--- Begin Provided material ---
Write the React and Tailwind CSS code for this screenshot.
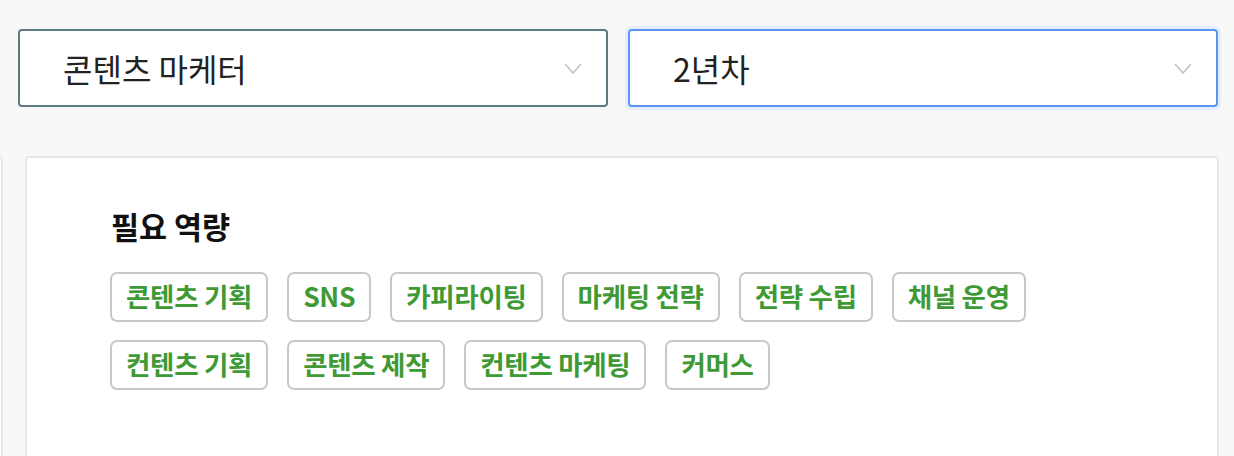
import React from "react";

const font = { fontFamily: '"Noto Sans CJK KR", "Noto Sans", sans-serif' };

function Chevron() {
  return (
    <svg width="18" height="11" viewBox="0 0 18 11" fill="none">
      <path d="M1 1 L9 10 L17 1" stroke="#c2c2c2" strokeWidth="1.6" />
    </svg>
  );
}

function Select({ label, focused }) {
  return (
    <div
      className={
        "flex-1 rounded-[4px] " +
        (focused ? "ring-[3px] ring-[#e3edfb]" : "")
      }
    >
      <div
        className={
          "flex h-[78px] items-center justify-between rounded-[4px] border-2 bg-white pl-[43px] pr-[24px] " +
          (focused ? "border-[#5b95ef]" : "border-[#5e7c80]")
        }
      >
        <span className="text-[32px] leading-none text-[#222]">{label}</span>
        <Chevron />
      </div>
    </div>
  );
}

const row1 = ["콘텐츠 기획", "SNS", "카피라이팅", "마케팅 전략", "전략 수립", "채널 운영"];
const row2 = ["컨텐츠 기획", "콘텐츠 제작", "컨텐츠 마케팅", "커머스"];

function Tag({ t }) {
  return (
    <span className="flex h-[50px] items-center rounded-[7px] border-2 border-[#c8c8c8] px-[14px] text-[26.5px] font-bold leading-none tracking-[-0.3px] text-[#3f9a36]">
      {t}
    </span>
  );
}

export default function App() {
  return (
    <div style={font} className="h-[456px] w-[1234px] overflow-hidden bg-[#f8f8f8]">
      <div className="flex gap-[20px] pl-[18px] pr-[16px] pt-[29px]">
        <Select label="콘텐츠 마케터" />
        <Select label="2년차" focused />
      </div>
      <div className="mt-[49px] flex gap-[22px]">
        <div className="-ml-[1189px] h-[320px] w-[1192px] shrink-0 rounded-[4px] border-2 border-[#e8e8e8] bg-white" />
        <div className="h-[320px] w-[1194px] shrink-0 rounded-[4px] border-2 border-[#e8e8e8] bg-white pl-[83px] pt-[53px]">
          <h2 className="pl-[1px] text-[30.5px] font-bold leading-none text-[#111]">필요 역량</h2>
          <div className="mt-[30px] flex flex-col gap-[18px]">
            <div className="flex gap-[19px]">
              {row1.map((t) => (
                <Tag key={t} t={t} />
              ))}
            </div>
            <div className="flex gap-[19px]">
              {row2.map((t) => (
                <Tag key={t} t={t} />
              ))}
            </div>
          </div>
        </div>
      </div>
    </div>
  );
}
--- End Provided material ---
Word for word, quote the full listing, omitting every picture.

### [Output for this task]
Write the React and Tailwind CSS code for this screenshot.
import React from "react";

const font = { fontFamily: '"Noto Sans CJK KR", "Noto Sans", sans-serif' };

function Chevron() {
  return (
    <svg width="18" height="11" viewBox="0 0 18 11" fill="none">
      <path d="M1 1 L9 10 L17 1" stroke="#c2c2c2" strokeWidth="1.6" />
    </svg>
  );
}

function Select({ label, focused }) {
  return (
    <div
      className={
        "flex-1 rounded-[4px] " +
        (focused ? "ring-[3px] ring-[#e3edfb]" : "")
      }
    >
      <div
        className={
          "flex h-[78px] items-center justify-between rounded-[4px] border-2 bg-white pl-[43px] pr-[24px] " +
          (focused ? "border-[#5b95ef]" : "border-[#5e7c80]")
        }
      >
        <span className="text-[32px] leading-none text-[#222]">{label}</span>
        <Chevron />
      </div>
    </div>
  );
}

const row1 = ["콘텐츠 기획", "SNS", "카피라이팅", "마케팅 전략", "전략 수립", "채널 운영"];
const row2 = ["컨텐츠 기획", "콘텐츠 제작", "컨텐츠 마케팅", "커머스"];

function Tag({ t }) {
  return (
    <span className="flex h-[50px] items-center rounded-[7px] border-2 border-[#c8c8c8] px-[14px] text-[26.5px] font-bold leading-none tracking-[-0.3px] text-[#3f9a36]">
      {t}
    </span>
  );
}

export default function App() {
  return (
    <div style={font} className="h-[456px] w-[1234px] overflow-hidden bg-[#f8f8f8]">
      <div className="flex gap-[20px] pl-[18px] pr-[16px] pt-[29px]">
        <Select label="콘텐츠 마케터" />
        <Select label="2년차" focused />
      </div>
      <div className="mt-[49px] flex gap-[22px]">
        <div className="-ml-[1189px] h-[320px] w-[1192px] shrink-0 rounded-[4px] border-2 border-[#e8e8e8] bg-white" />
        <div className="h-[320px] w-[1194px] shrink-0 rounded-[4px] border-2 border-[#e8e8e8] bg-white pl-[83px] pt-[53px]">
          <h2 className="pl-[1px] text-[30.5px] font-bold leading-none text-[#111]">필요 역량</h2>
          <div className="mt-[30px] flex flex-col gap-[18px]">
            <div className="flex gap-[19px]">
              {row1.map((t) => (
                <Tag key={t} t={t} />
              ))}
            </div>
            <div className="flex gap-[19px]">
              {row2.map((t) => (
                <Tag key={t} t={t} />
              ))}
            </div>
          </div>
        </div>
      </div>
    </div>
  );
}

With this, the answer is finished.